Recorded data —

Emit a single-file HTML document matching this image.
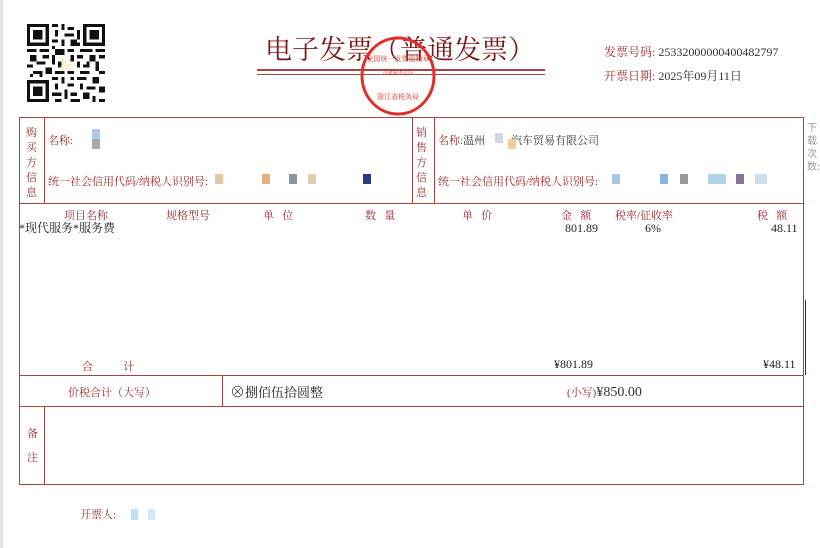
<!DOCTYPE html>
<html><head><meta charset="utf-8"><style>
*{margin:0;padding:0;box-sizing:border-box}
body{width:820px;height:548px;background:#fff;position:relative;overflow:hidden;font-family:"Liberation Serif","Noto Serif CJK SC",serif;color:#222}
.a{position:absolute;white-space:nowrap}
.r{color:#9b2c2c}
.ln{position:absolute;background:#a94444}
.k{font-family:"Liberation Serif","Noto Serif CJK SC",serif;font-size:11px}
.blur{position:absolute;width:8px;height:10px}
</style></head><body>
<div style="position:absolute;left:0;top:0;width:3px;height:548px;background:#e4e4e4"></div>
<svg class="a" style="left:26px;top:24px" width="80" height="78" viewBox="0 0 25 25" shape-rendering="crispEdges">
<g fill="#111">
<path d="M0 0h7v7H0zM18 0h7v7h-7zM0 18h7v7H0z"/>
</g><g fill="#fff"><path d="M1 1h5v5H1zM19 1h5v5h-5zM1 19h5v5H1z"/></g>
<g fill="#111"><path d="M2 2h3v3H2zM20 2h3v3h-3zM2 20h3v3H2z"/>
<path d="M8 0h2v1H8zM11 0h1v2h-1zM13 1h2v1h-2zM9 2h1v2H9zM12 3h3v1h-3zM16 2h1v3h-1zM8 5h2v1H8zM11 5h1v2h-1zM14 5h2v2h-2zM8 7h1v1H8zM0 8h3v1H0zM4 8h3v1H4zM9 8h3v2H9zM13 8h2v1h-2zM17 8h4v1h-4zM22 8h3v1h-3zM1 10h2v2H1zM5 10h2v1H5zM8 10h1v3H8zM14 10h1v2h-1zM16 10h2v1h-2zM20 10h2v2h-2zM23 10h2v1h-2zM0 13h2v1H0zM3 12h3v1H3zM10 12h1v2h-1zM16 12h1v2h-1zM18 13h2v1h-2zM22 12h1v3h-1zM2 15h3v1H2zM6 14h2v2H6zM9 15h3v1H9zM13 15h2v1h-2zM17 15h3v1h-3zM23 15h2v1h-2zM1 16h1v1H1zM8 17h2v1H8zM11 17h1v2h-1zM14 17h1v1h-1zM16 17h3v1h-3zM21 17h2v2h-2zM9 19h1v2H9zM13 19h2v1h-2zM17 19h1v2h-1zM19 20h3v1h-3zM23 20h2v2h-2zM8 22h3v1H8zM12 21h1v3h-1zM14 22h2v1h-2zM18 22h2v2h-2zM21 23h1v2h-1zM9 24h2v1H9zM14 24h3v1h-3zM23 24h2v1h-2zM16 6h1v1h-1zM19 12h1v1h-1zM4 16h1v1H4z"/></g>
<text x="12.5" y="14.5" font-size="4" fill="#f2dca0" text-anchor="middle" font-family="Noto Serif CJK SC">税</text>
</svg>
<div class="a" style="left:265px;top:28px;font-size:27px;letter-spacing:0px;color:#7e1818">电子发票（普通发票）</div>
<div class="ln" style="left:257px;top:69px;width:288px;height:2px"></div>
<div class="ln" style="left:257px;top:74px;width:288px;height:1px"></div>
<svg class="a" style="left:350px;top:33px" width="96" height="86"><ellipse cx="48" cy="43" rx="36" ry="38" fill="none" stroke="#e0302a" stroke-width="3"/>
<text x="48" y="28" font-size="7" fill="#e0302a" text-anchor="middle">全国统一发票监制章</text>
<text x="48" y="41" font-size="5" fill="#e0302a" text-anchor="middle">国家税务总局</text>
<text x="48" y="66" font-size="7" fill="#e0302a" text-anchor="middle">浙江省税务局</text></svg>
<div class="a k r" style="left:604px;top:43px;font-size:12px">发票号码: <span style="color:#333">25332000000400482797</span></div>
<div class="a k r" style="left:604px;top:67px;font-size:12px">开票日期: <span style="color:#333">2025年09月11日</span></div>

<div class="ln" style="left:19px;top:117px;width:785px;height:1px"></div>
<div class="ln" style="left:19px;top:203px;width:785px;height:1px"></div>
<div class="ln" style="left:19px;top:375px;width:785px;height:1px"></div>
<div class="ln" style="left:19px;top:406px;width:785px;height:1px"></div>
<div class="ln" style="left:19px;top:484px;width:785px;height:1px"></div>
<div class="ln" style="left:19px;top:117px;width:1px;height:368px"></div>
<div class="ln" style="left:803px;top:117px;width:1px;height:368px"></div>
<div class="ln" style="left:44px;top:117px;width:1px;height:86px"></div>
<div class="ln" style="left:412px;top:117px;width:1px;height:86px"></div>
<div class="ln" style="left:434px;top:117px;width:1px;height:86px"></div>
<div class="ln" style="left:222px;top:375px;width:1px;height:31px"></div>
<div class="ln" style="left:44px;top:406px;width:1px;height:78px"></div>
<div style="position:absolute;left:805px;top:300px;width:1px;height:75px;background:#333"></div>

<div class="a k r" style="left:26px;top:126px;width:10px;white-space:normal;line-height:15px">购买方信息</div>
<div class="a k r" style="left:416px;top:126px;width:10px;white-space:normal;line-height:15px">销售方信息</div>
<div class="a k r" style="left:48px;top:132px">名称:</div>
<div class="blur" style="left:92px;top:129px;background:#a9c8ec"></div><div class="blur" style="left:92px;top:139px;background:#aaa"></div>
<div class="a k r" style="left:48px;top:173px">统一社会信用代码/纳税人识别号:</div>
<div class="blur" style="left:215px;top:174px;background:#e2c8a2"></div>
<div class="blur" style="left:262px;top:174px;background:#e4b07c"></div>
<div class="blur" style="left:289px;top:174px;background:#8a95a2"></div>
<div class="blur" style="left:308px;top:174px;background:#e2cfb0"></div>
<div class="blur" style="left:363px;top:174px;background:#2c3c84"></div>
<div class="a k r" style="left:438px;top:132px">名称:<span style="color:#333">温州</span><span style="display:inline-block;width:26px"></span><span style="color:#333">汽车贸易有限公司</span></div>
<div class="blur" style="left:495px;top:133px;background:#cfd8e8"></div><div class="blur" style="left:508px;top:139px;background:#f0cd9c"></div>
<div class="a k r" style="left:438px;top:173px">统一社会信用代码/纳税人识别号:</div>
<div class="blur" style="left:612px;top:174px;background:#a8c4e8"></div>
<div class="blur" style="left:660px;top:174px;background:#86b4de"></div>
<div class="blur" style="left:680px;top:174px;background:#999"></div>
<div class="blur" style="left:708px;top:174px;width:18px;background:#aed4e6"></div>
<div class="blur" style="left:736px;top:174px;background:#857599"></div>
<div class="blur" style="left:755px;top:174px;width:12px;background:#cde0ea"></div>
<div class="a" style="left:807px;top:120px;width:10px;white-space:normal;font-size:10px;line-height:13px;color:#999;font-family:'Noto Sans CJK SC',sans-serif;text-align:center">下载次数:1</div>

<div class="a k r" style="top:207px;left:64px">项目名称</div>
<div class="a k r" style="top:207px;left:166px">规格型号</div>
<div class="a k r" style="top:207px;left:263px">单&nbsp;&nbsp;&nbsp;位</div>
<div class="a k r" style="top:207px;left:365px">数&nbsp;&nbsp;&nbsp;量</div>
<div class="a k r" style="top:207px;left:462px">单&nbsp;&nbsp;&nbsp;价</div>
<div class="a k r" style="top:207px;left:561px">金&nbsp;&nbsp;&nbsp;额</div>
<div class="a k r" style="top:207px;left:615px">税率/征收率</div>
<div class="a k r" style="top:207px;left:757px">税&nbsp;&nbsp;&nbsp;额</div>
<div class="a k" style="top:219px;left:19px;font-size:12px">*现代服务*服务费</div>
<div class="a k" style="top:221px;left:565px;font-size:12px">801.89</div>
<div class="a k" style="top:221px;left:645px;font-size:12px">6%</div>
<div class="a k" style="top:221px;left:771px;font-size:12px">48.11</div>
<div class="a k r" style="top:358px;left:82px">合&nbsp;&nbsp;&nbsp;&nbsp;&nbsp;&nbsp;&nbsp;&nbsp;&nbsp;&nbsp;&nbsp;计</div>
<div class="a k" style="top:357px;left:554px;font-size:12px">¥801.89</div>
<div class="a k" style="top:357px;left:763px;font-size:12px">¥48.11</div>
<div class="a k r" style="top:384px;left:68px">价税合计（大写）</div>
<div class="a k" style="top:381px;left:230px;font-size:13px"><span style="font-size:15px">⊗</span>捌佰伍拾圆整</div>
<div class="a k r" style="top:384px;left:567px">(小写)<span style="color:#333;font-size:14px">¥850.00</span></div>
<div class="a k r" style="top:425px;left:27px">备</div>
<div class="a k r" style="top:449px;left:27px">注</div>
<div class="a k r" style="top:506px;left:80px">开票人:</div>
<div class="blur" style="left:131px;top:509px;width:7px;height:11px;background:#bfe0f6"></div>
<div class="blur" style="left:148px;top:509px;width:7px;height:11px;background:#d4eaf8"></div>
</body></html>
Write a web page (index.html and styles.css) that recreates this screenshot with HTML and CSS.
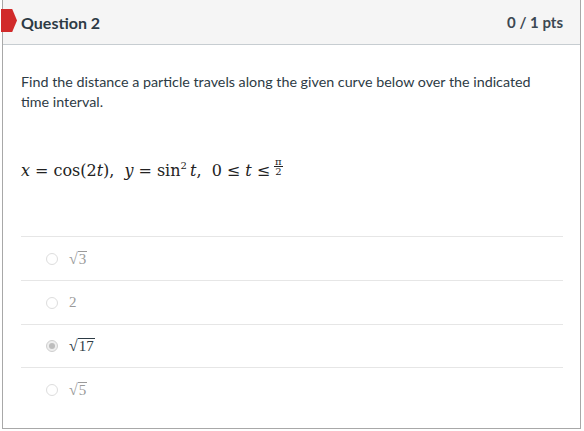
FILE: index.html
```html
<!DOCTYPE html>
<html>
<head>
<meta charset="utf-8">
<link rel="stylesheet" href="styles.css">
</head>
<body>
<div class="question">
  <div class="marker"></div>
  <div class="header">
    <span class="title">Question 2</span>
    <span class="pts">0 / 1 pts</span>
  </div>
  <div class="content">
    <p class="text">Find the distance a particle travels along the given curve below over the indicated time interval.</p>
    <p class="math"><i>x</i><span class="rel">=</span>cos(2<i>t</i>),<span class="sp"></span><i>y</i><span class="rel">=</span>sin<sup>2</sup>&#8201;<i>t</i>,<span class="sp"></span>0<span class="rel">≤</span><i>t</i><span class="rel">≤</span><span class="frac"><span class="num">π</span><span class="den">2</span></span></p>
    <div class="answers">
      <div class="answer faded"><span class="radio"></span><span class="val"><span class="sq">√</span><span class="rad">3</span></span></div>
      <div class="answer faded"><span class="radio"></span><span class="val">2</span></div>
      <div class="answer selected"><span class="radio"><span class="dot"></span></span><span class="val"><span class="sq">√</span><span class="rad">17</span></span></div>
      <div class="answer faded"><span class="radio"></span><span class="val"><span class="sq">√</span><span class="rad">5</span></span></div>
    </div>
  </div>
</div>
</body>
</html>
```
FILE: styles.css
```css
html, body { margin: 0; padding: 0; background: #fff; }
body { font-family: Lato, "Noto Sans", sans-serif; color: #2d3b45; }
.question {
  position: relative;
  margin-left: 2px;
  width: 577px;
  height: 428px;
  border: 1px solid #a8a8a8;
  border-top: none;
}
.marker {
  position: absolute;
  left: -2px; top: 9px;
  width: 16px; height: 23px;
  background: #d12a2a;
  clip-path: polygon(0 0, 70% 0, 100% 50%, 70% 100%, 0 100%);
}
.header {
  height: 44px;
  background: #f5f5f5;
  border-bottom: 1px solid #c7cdd1;
  display: flex;
  align-items: center;
  justify-content: space-between;
  padding: 0 17px 0 18px;
}
.title { font-weight: 700; font-size: 16px; }
.pts { font-weight: 700; font-size: 15px; color: #3c4852; }
.content { padding: 0 17px 0 18px; }
.text { margin: 27px 0 0; font-size: 14.3px; line-height: 20px; max-width: 530px; }
.math {
  margin: 45px 0 0;
  height: 20px;
  font-family: "DejaVu Serif", "Liberation Serif", serif;
  font-size: 16px;
  line-height: 20px;
  color: #222;
  white-space: nowrap;
}
.math i { font-style: italic; }
.rel { display: inline-block; margin: 0 5px; }
.sp { display: inline-block; width: 10px; }
.math sup { font-size: 10px; vertical-align: 7px; line-height: 0; }
.frac {
  display: inline-block;
  vertical-align: 1px;
  font-size: 10px;
  line-height: 9px;
  text-align: center;
  margin-left: -1px;
}
.num { display: block; border-bottom: 1px solid #222; padding: 0 1px; }
.den { display: block; }
.answers { margin-top: 59px; }
.answer {
  height: 43px;
  border-top: 1px solid #e6e6e6;
  display: flex;
  align-items: center;
  font-family: "Liberation Serif", "DejaVu Serif", serif;
  font-size: 15px;
}
.answer:nth-child(3) { height: 42px; }
.radio {
  width: 10px; height: 10px;
  border: 1px solid #ddd;
  border-radius: 50%;
  margin-left: 25px;
  margin-right: 11px;
  display: inline-flex;
  align-items: center;
  justify-content: center;
  box-sizing: content-box;
}
.selected .radio { border-color: #cfcfcf; background: #eee; }
.dot { width: 6px; height: 6px; border-radius: 50%; background: #bdbdbd; }
.faded .val { color: #9a9a9a; }
.selected .val { color: #2d3b45; }
.val { display: inline-flex; align-items: flex-end; }
.sq { font-size: 16px; line-height: 16px; }
.rad { border-top: 1px solid currentColor; line-height: 15px; padding: 0 1px; }
```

PROMPT —
Look through the material and copy each line that has "index".

EXERCISE ANSWER —
Write a web page (index.html and styles.css) that recreates this screenshot with HTML and CSS.
FILE: index.html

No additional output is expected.